What is the Role of a CFS Facility in LCL (Less than Container Load) Shipping?
At the heart of its operation, a CFS receives individual shipments, which are often too small to fill an entire container on their own. These smaller consignments are then skillfully grouped together based on their destination, ensuring that goods are transported efficiently and safely. In addition to consolidation, it is also responsible for the deconsolidation of shipments at the destination port. Upon arrival, the consolidated container is carefully unpacked at the CFS, and individual consignments are separated and prepared for the final phase of the journey. This meticulous process involves an in-depth inspection, ensuring all items are present and in good condition. Furthermore, since, in most cases, CFS facilities are strategically located near ports and transportation hubs, they are ideally positioned to minimize the need for extensive transportation, cutting both costs and transit times.
In simple words, CFS plays a crucial role in LCL shipping since they are the ones responsible for consolidating or deconsolidating shipments from multiple shippers into or out of containers.
How Do Freight Forwarders and CFS Work Together in LCL Shipments?

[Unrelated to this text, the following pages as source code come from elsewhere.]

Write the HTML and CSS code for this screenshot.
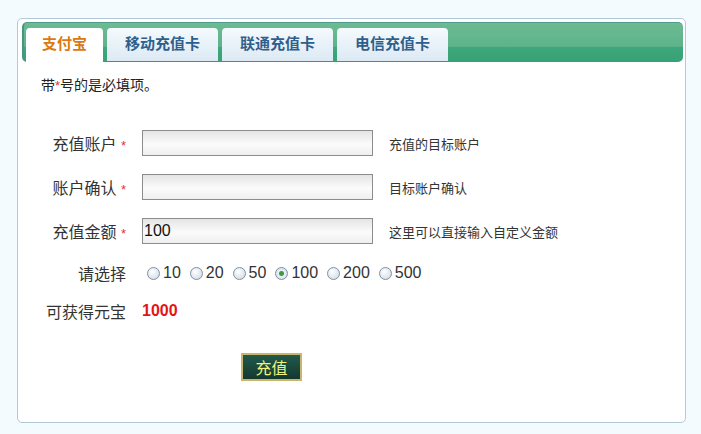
FILE: index.html
```html
<!DOCTYPE html>
<html lang="zh-CN">
<head>
    <meta charset="UTF-8">
    <title>充值</title>
    <link rel="stylesheet" href="styles.css">
</head>
<body>
    <div class="panel">
        <div class="tabbar">
            <a class="tab active">支付宝</a>
            <a class="tab">移动充值卡</a>
            <a class="tab">联通充值卡</a>
            <a class="tab">电信充值卡</a>
        </div>

        <p class="notice">带<span class="req">*</span>号的是必填项。</p>

        <form class="form">
            <div class="row">
                <label class="label">充值账户 <span class="req">*</span></label>
                <input class="field" type="text">
                <span class="hint">充值的目标账户</span>
            </div>
            <div class="row">
                <label class="label">账户确认 <span class="req">*</span></label>
                <input class="field" type="text">
                <span class="hint">目标账户确认</span>
            </div>
            <div class="row">
                <label class="label">充值金额 <span class="req">*</span></label>
                <input class="field" type="text" value="100">
                <span class="hint">这里可以直接输入自定义金额</span>
            </div>
            <div class="row row-radio">
                <label class="label">请选择</label>
                <div class="choices">
                    <label class="choice"><input type="radio" name="amt">10</label>
                    <label class="choice"><input type="radio" name="amt">20</label>
                    <label class="choice"><input type="radio" name="amt">50</label>
                    <label class="choice"><input type="radio" name="amt" checked>100</label>
                    <label class="choice"><input type="radio" name="amt">200</label>
                    <label class="choice"><input type="radio" name="amt">500</label>
                </div>
            </div>
            <div class="row row-total">
                <span class="label">可获得元宝</span>
                <span class="total">1000</span>
            </div>
            <div class="actions">
                <button type="button" class="submit">充值</button>
            </div>
        </form>
    </div>
</body>
</html>
```

FILE: styles.css
```css
body {
    margin: 0;
    padding: 0;
    background-color: #f4fbfe;
    font-family: "Liberation Sans", "Noto Sans CJK SC", sans-serif;
    color: #222;
}

.panel {
    box-sizing: border-box;
    width: 669px;
    height: 405px;
    margin: 18px 0 0 17px;
    padding: 3px 2px 0 4px;
    background-color: #fff;
    border: 1px solid #b4c9d7;
    border-radius: 5px;
}

/* green tab strip */
.tabbar {
    box-sizing: border-box;
    display: flex;
    align-items: flex-end;
    gap: 4px;
    height: 40px;
    padding-left: 2px;
    border-radius: 5px;
    border-top: 1px solid #4f9c8c;
    border-left: 2px solid #4a9486;
    background: linear-gradient(#6cbb92 0%, #5db38a 60%, #3ea77b 62%, #37a276 100%);
}

.tab {
    box-sizing: border-box;
    height: 34px;
    padding: 0 18px 2px;
    line-height: 32px;
    font-size: 15px;
    font-weight: bold;
    color: #2f5f8c;
    background: linear-gradient(#f5fafd, #dce9f4);
    border-radius: 4px 4px 0 0;
    border-bottom: 1px solid #3f8f85;
    cursor: pointer;
}

.tab.active {
    padding: 0 16px 2px;
    color: #d97a12;
    background: #fff;
    border-bottom-color: #fff;
}

.notice {
    margin: 14px 0 0 19px;
    font-size: 14px;
    line-height: 18px;
}

.req {
    color: #e53333;
    font-size: 13px;
}

.form {
    margin-top: 35px;
}

.row {
    display: flex;
    align-items: center;
    height: 26px;
    margin-bottom: 18px;
}

.label {
    width: 104px;
    margin-right: 16px;
    text-align: right;
    font-size: 16px;
    color: #333;
}

.field {
    box-sizing: border-box;
    width: 231px;
    height: 26px;
    margin: 0;
    padding: 0 1px;
    font-family: "Liberation Sans", sans-serif;
    font-size: 16px;
    color: #111;
    border: 1px solid #8c8c8c;
    background: linear-gradient(#e4e4e4, #fbfbfb 55%, #efefef);
    outline: none;
}

.hint {
    margin-left: 16px;
    font-size: 13px;
    color: #333;
}

.row-radio {
    height: 22px;
}

.choices {
    display: flex;
    gap: 9px;
    margin-left: 5px;
}

.choice {
    display: flex;
    align-items: center;
    font-size: 16px;
    color: #333;
}

.choice input {
    appearance: none;
    width: 13px;
    height: 13px;
    margin: 0 3px 0 0;
    border: 1px solid #7f90a0;
    border-radius: 50%;
    background: radial-gradient(circle at 40% 35%, #fff, #cbd6e1);
}

.choice input:checked {
    background: radial-gradient(circle, #3d9b3d 0, #3d9b3d 2px, #eaf0f5 3px, #cbd6e1);
}

.row-total {
    height: 20px;
    margin-top: -1px;
}

.total {
    font-size: 16px;
    font-weight: bold;
    color: #e31515;
}

.actions {
    padding: 14px 0 0 219px;
}

.submit {
    box-sizing: border-box;
    width: 61px;
    height: 28px;
    padding: 0;
    font-family: "Noto Sans CJK SC", sans-serif;
    font-size: 16px;
    color: #eef37c;
    background: linear-gradient(#215a4b, #14382f);
    border: 2px solid #c9b66c;
    cursor: pointer;
}
```
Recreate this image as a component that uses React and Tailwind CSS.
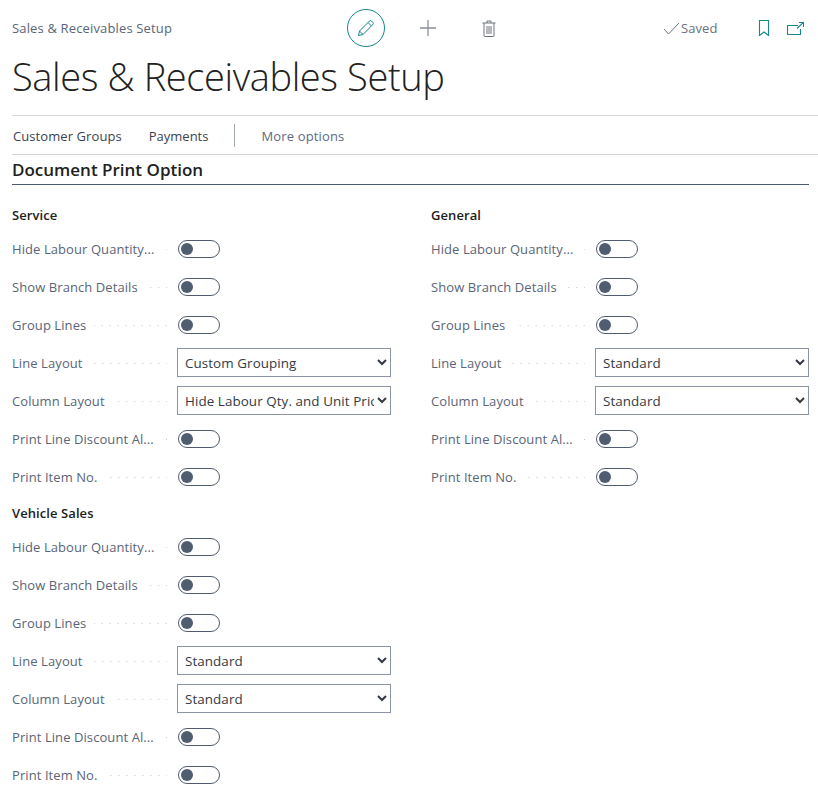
function Toggle() {
  return (
    <span className="ml-[1px] flex h-[18px] w-[42px] items-center rounded-full border border-[#505c6f] bg-white pl-[2px]">
      <span className="h-[12px] w-[12px] rounded-full bg-[#505c6f]" />
    </span>
  );
}
function Label({ text, inset }) {
  return (
    <div className={inset ? "flex w-[165px] shrink-0 items-center pl-[1px] pr-[10px] pt-[1px]" : "flex w-[165px] shrink-0 items-center pr-[10px] pt-[1px]"}>
      <span className="shrink-0 whitespace-nowrap text-[#5a6577]">{text}</span>
      <span className="ml-[8px] h-[1px] flex-1 bg-[linear-gradient(to_left,#c2c6cc_1px,transparent_1px)] bg-[length:8px_1px] bg-right" />
    </div>
  );
}
function BoolRow({ label, inset }) {
  return (
    <div className="flex h-[38px] items-center">
      <Label text={label} inset={inset} />
      <Toggle />
    </div>
  );
}
function SelectRow({ label, value, inset }) {
  return (
    <div className="flex h-[38px] items-center">
      <Label text={label} inset={inset} />
      <select defaultValue={value} className="mb-[1px] h-[29px] w-[214px] appearance-auto rounded-none border border-[#8a94a2] bg-white pl-[3px] pr-0 text-[13.400px] text-[#333a45]">
        <option>{value}</option>
      </select>
    </div>
  );
}
function Group({ title, line, column, inset }) {
  return (
    <div>
      <div className={inset ? "flex h-[22px] items-center pl-[1px] font-semibold text-[#212121]" : "flex h-[22px] items-center font-semibold text-[#212121]"}>{title}</div>
      <div className="mt-[3px]">
        <BoolRow inset={inset} label="Hide Labour Quantity..." />
        <BoolRow inset={inset} label="Show Branch Details" />
        <BoolRow inset={inset} label="Group Lines" />
        <SelectRow inset={inset} label="Line Layout" value={line} />
        <SelectRow inset={inset} label="Column Layout" value={column} />
        <BoolRow inset={inset} label="Print Line Discount Al..." />
        <BoolRow inset={inset} label="Print Item No." />
      </div>
    </div>
  );
}
export default function App() {
  return (
    <div className="h-[812px] w-[818px] overflow-hidden bg-white pl-[12px] font-['Open_Sans',sans-serif] text-[13px] tracking-[0.08px]">
      <div className="flex h-[56px] items-center">
        <span className="w-[335px] pt-[1px] tracking-[0.15px] text-[#5a6577]">Sales &amp; Receivables Setup</span>
        <span className="flex h-[38px] w-[38px] items-center justify-center rounded-full border border-[#14878c]">
          <svg width="18" height="18" viewBox="0 0 18 18" fill="none" stroke="#14878c" strokeWidth="1">
            <path d="M1.500 16.500l1-4.500L12.500 2a1.500 1.500 0 0 1 2 0l1.400 1.400a1.500 1.500 0 0 1 0 2L6 15.500z" />
            <path d="M11 3.500L14.500 7M2.500 12L6 15.500" />
          </svg>
        </span>
        <span className="ml-[34px] flex h-[18px] w-[18px] items-center justify-center">
          <svg width="18" height="18" viewBox="0 0 18 18" fill="none" stroke="#8a8f99" strokeWidth="1.3"><path d="M9 1v16M1 9h16" /></svg>
        </span>
        <span className="ml-[44px] flex h-[18px] w-[16px] items-center justify-center">
          <svg width="14" height="17" viewBox="0 0 14 17" fill="none" stroke="#6d727c" strokeWidth="1">
            <path d="M.5 3h13M5 3V1h4v2M2 3v12.500a1 1 0 0 0 1 1h8a1 1 0 0 0 1-1V3M5 6v8M7 6v8M9 6v8" />
          </svg>
        </span>
        <span className="ml-[166px] flex items-center text-[13px] text-[#6a7180]">
          <svg width="17" height="13" viewBox="0 0 17 13" fill="none" stroke="#6a7180" strokeWidth="1"><path d="M1 7l4.500 5L16 1" /></svg>
          <span className="ml-[1px] pt-[1px]">Saved</span>
        </span>
        <span className="ml-[40px] flex">
          <svg width="12" height="16" viewBox="0 0 12 16" fill="none" stroke="#14878c" strokeWidth="1.1"><path d="M1.500.5h9v15L6 12l-4.500 3.500z" /></svg>
        </span>
        <span className="ml-[17px] flex">
          <svg width="17" height="13" viewBox="0 0 17 13" fill="none" stroke="#14878c" strokeWidth="1.1"><path d="M11 3.500H.5v9h13V7M10 6.500L16 .8M12 .5h4.500V5" /></svg>
        </span>
      </div>
      <h1 className="-mt-[2px] h-[61px] text-[38px] font-light leading-[44px] tracking-[-0.4px] text-[#212121]">Sales &amp; Receivables Setup</h1>
      <div className="flex h-[40px] items-center border-y border-[#d4d6da] tracking-[0.08px]">
        <span className="ml-[1px] pt-[3px] text-[#3a4350]">Customer Groups</span>
        <span className="ml-[27px] pt-[3px] tracking-normal text-[#3a4350]">Payments</span>
        <span className="ml-[26px] h-[23px] w-[1px] bg-[#a3a9b3]" />
        <span className="ml-[26px] pt-[3px] tracking-[0.15px] text-[#5d6a80]">More options</span>
      </div>
      <div className="flex h-[30px] w-[797px] items-center border-b border-[#4c5a6e] pt-[1px] text-[17px] font-semibold tracking-normal text-[#212121]">Document Print Option</div>
      <div className="mt-[20px] flex w-[797px] gap-[39px]">
        <div className="w-[379px]">
          <Group title="Service" line="Custom Grouping" column="Hide Labour Qty. and Unit Price" />
          <div className="mt-[7px]">
            <Group title="Vehicle Sales" line="Standard" column="Standard" />
          </div>
        </div>
        <div className="w-[379px]">
          <Group inset title="General" line="Standard" column="Standard" />
        </div>
      </div>
    </div>
  );
}
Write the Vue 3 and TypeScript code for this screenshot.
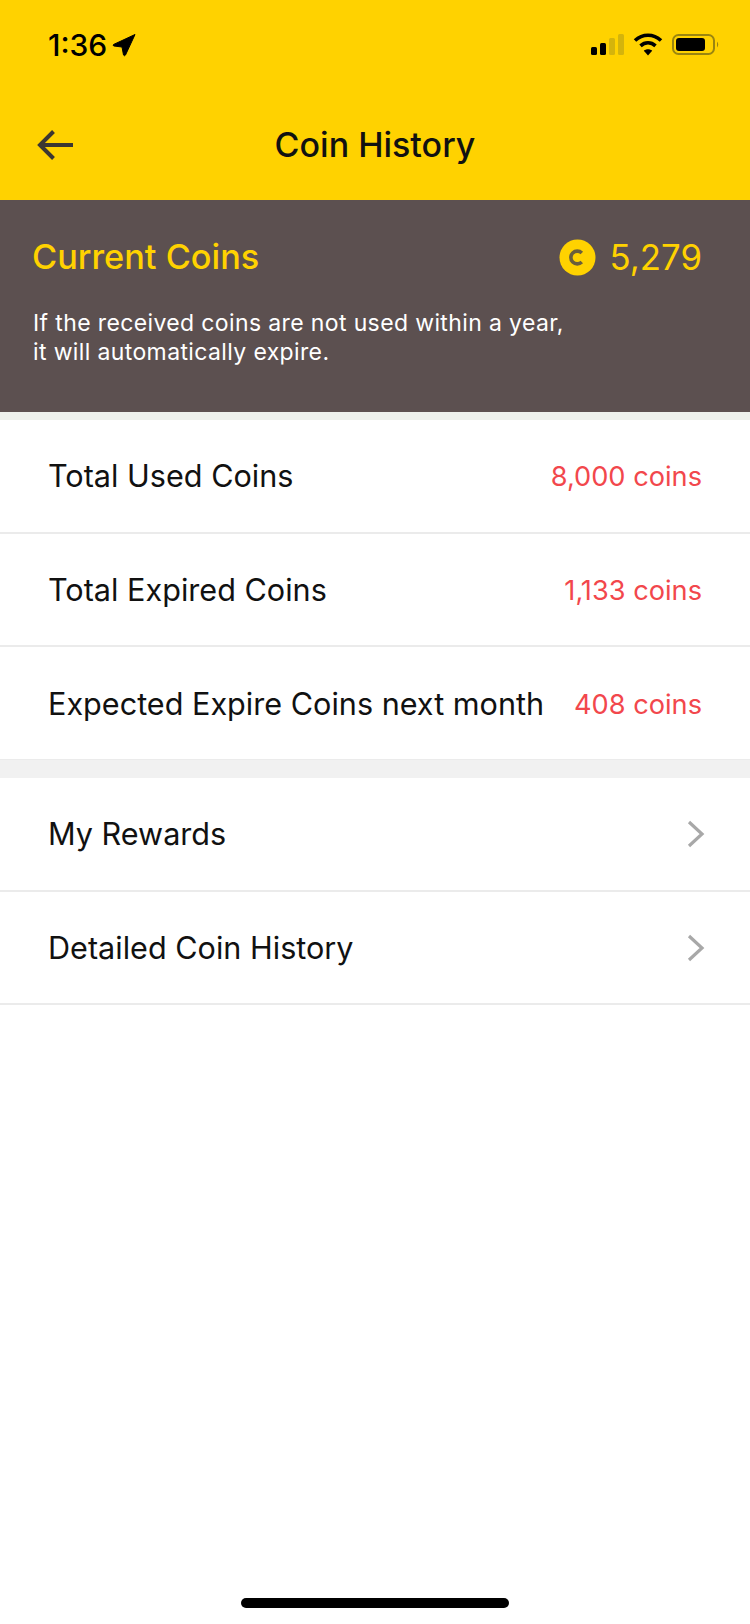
<script setup lang="ts">
interface StatRow {
  label: string
  value: string
}
const stats: StatRow[] = [
  { label: 'Total Used Coins', value: '8,000 coins' },
  { label: 'Total Expired Coins', value: '1,133 coins' },
  { label: 'Expected Expire Coins next month', value: '408 coins' }
]
const links: string[] = ['My Rewards', 'Detailed Coin History']
</script>

<template>
  <div class="page">
    <header class="top">
      <div class="status">
        <div class="status-left">
          <span class="time">1:36</span>
          <svg class="loc" width="24" height="24" viewBox="0 0 24 24">
            <path d="M23 1.5 L1.5 11.5 Q0.5 12.5 2 13 L10 14 L11.5 22 Q12.5 23.5 13.5 22 Z" fill="#000" stroke="#000" stroke-width="1" stroke-linejoin="round" />
          </svg>
        </div>
        <div class="status-right">
          <svg class="signal" width="36" height="24" viewBox="0 0 36 24">
            <rect x="1" y="14" width="6" height="8" rx="1.5" fill="#000" />
            <rect x="10" y="10" width="6" height="12" rx="1.5" fill="#000" />
            <rect x="19" y="5" width="6" height="17" rx="1.5" fill="#d4b40c" />
            <rect x="28" y="1" width="6" height="21" rx="1.5" fill="#d4b40c" />
          </svg>
          <svg width="30" height="24" viewBox="0 0 30 24">
            <path d="M2 7.5 C9.5 0.5 20.5 0.5 28 7.5" fill="none" stroke="#000" stroke-width="3.6" />
            <path d="M7.5 12.8 C12 8.8 18 8.8 22.5 12.8" fill="none" stroke="#000" stroke-width="3.6" />
            <path d="M15 22.5 L10.8 17.8 C13 15.8 17 15.8 19.2 17.8 Z" fill="#000" />
          </svg>
          <svg width="48" height="24" viewBox="0 0 48 24">
            <rect x="1" y="2" width="41" height="19" rx="5.5" fill="none" stroke="#9a8510" stroke-width="2" />
            <rect x="4" y="5" width="29" height="13" rx="3" fill="#000" />
            <path d="M45 8.5 Q47.5 11.5 45 14.5 Z" fill="#9a8510" />
          </svg>
        </div>
      </div>
      <div class="nav">
        <svg class="back" width="38" height="30" viewBox="0 0 38 30">
          <path d="M36 15 H3 M16.5 1.5 L3 15 L16.5 28.5" fill="none" stroke="#3c3732" stroke-width="4" />
        </svg>
        <h1 class="title">Coin History</h1>
      </div>
    </header>

    <section class="summary">
      <div class="summary-head">
        <span class="summary-label">Current Coins</span>
        <span class="balance">
          <svg width="37" height="37" viewBox="0 0 37 37">
            <circle cx="18.5" cy="18.5" r="18" fill="#ffd200" />
            <path d="M22.8 14 A6.4 6.4 0 1 0 22.8 23" fill="none" stroke="#6a5f3c" stroke-width="3.6" />
          </svg>
          <span class="balance-num">5,279</span>
        </span>
      </div>
      <p class="note">If the received coins are not used within a year,<br />it will automatically expire.</p>
    </section>

    <div class="strip"></div>

    <div v-for="row in stats" :key="row.label" class="row">
      <span class="row-label">{{ row.label }}</span>
      <span class="row-value">{{ row.value }}</span>
    </div>

    <div class="gap"></div>

    <div v-for="link in links" :key="link" class="row">
      <span class="row-label">{{ link }}</span>
      <svg class="chevron" width="20" height="28" viewBox="0 0 20 28">
        <path d="M3 2 L16 14 L3 26" fill="none" stroke="#a8a8a8" stroke-width="3.2" />
      </svg>
    </div>

    <div class="home-bar"></div>
  </div>
</template>

<style>
html,
body {
  margin: 0;
  background: #fff;
}
</style>

<style scoped>
.page {
  position: relative;
  width: 750px;
  height: 1624px;
  overflow: hidden;
  background: #fff;
  font-family: Inter, "Liberation Sans", sans-serif;
  color: #111;
}

.top {
  height: 200px;
  background: #ffd200;
  display: flex;
  flex-direction: column;
}

.status {
  height: 88px;
  padding: 30px 30px 0 48px;
  box-sizing: border-box;
  display: flex;
  justify-content: space-between;
  align-items: flex-start;
}

.status-left {
  display: flex;
  align-items: center;
  gap: 5px;
}

.time {
  font-size: 30px;
  line-height: 30px;
  font-weight: 500;
  color: #000;
}

.status-right {
  display: flex;
  align-items: center;
  gap: 9px;
  padding-top: 3px;
}

.signal {
  margin-right: -2px;
}

.nav {
  position: relative;
  flex: 1;
  display: flex;
  align-items: center;
  justify-content: center;
}

.back {
  position: absolute;
  left: 37px;
  top: 42px;
}

.title {
  margin: 0;
  font-size: 34px;
  font-weight: 500;
  color: #111;
}

.summary {
  height: 212px;
  box-sizing: border-box;
  background: #5c5050;
  padding: 36px 48px 0 32px;
}

.summary-head {
  display: flex;
  justify-content: space-between;
  align-items: center;
  height: 40px;
}

.summary-label {
  font-size: 34.3px;
  font-weight: 500;
  color: #ffd200;
}

.balance {
  display: flex;
  align-items: center;
  gap: 14px;
  padding-top: 2px;
}

.balance-num {
  font-size: 34.8px;
  font-weight: 400;
  color: #ffd200;
}

.note {
  margin: 33px 0 0;
  padding-left: 1px;
  font-size: 23px;
  line-height: 29px;
  color: #fff;
  letter-spacing: 0.37px;
}

.strip {
  height: 8px;
  background: #edf0ec;
}

.row {
  height: 113.67px;
  box-sizing: border-box;
  padding: 0 48px;
  border-bottom: 2px solid #ebebeb;
  display: flex;
  justify-content: space-between;
  align-items: center;
}

.row-label {
  font-size: 30.6px;
  color: #111;
}

.row-value {
  font-size: 27.2px;
  color: #f2474c;
  padding-top: 2px;
}

.chevron {
  margin-right: -4px;
  margin-top: 1px;
}

.gap {
  height: 18px;
  margin-top: -1px;
  background: #f1f1f1;
}

.home-bar {
  position: absolute;
  left: 241px;
  bottom: 16px;
  width: 268px;
  height: 10px;
  border-radius: 5px;
  background: #000;
}
</style>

In the process of LCL shipping, freight forwarders and Container Freight Stations (CFS) work together. Freight forwarders rely on CFS to group smaller shipments from different shippers together into a unified container for transportation. This operation continues at the shipment’s destination, where the CFS takes charge of carefully deconsolidating the cargo and arranging individual consignments for their movement to the final destination.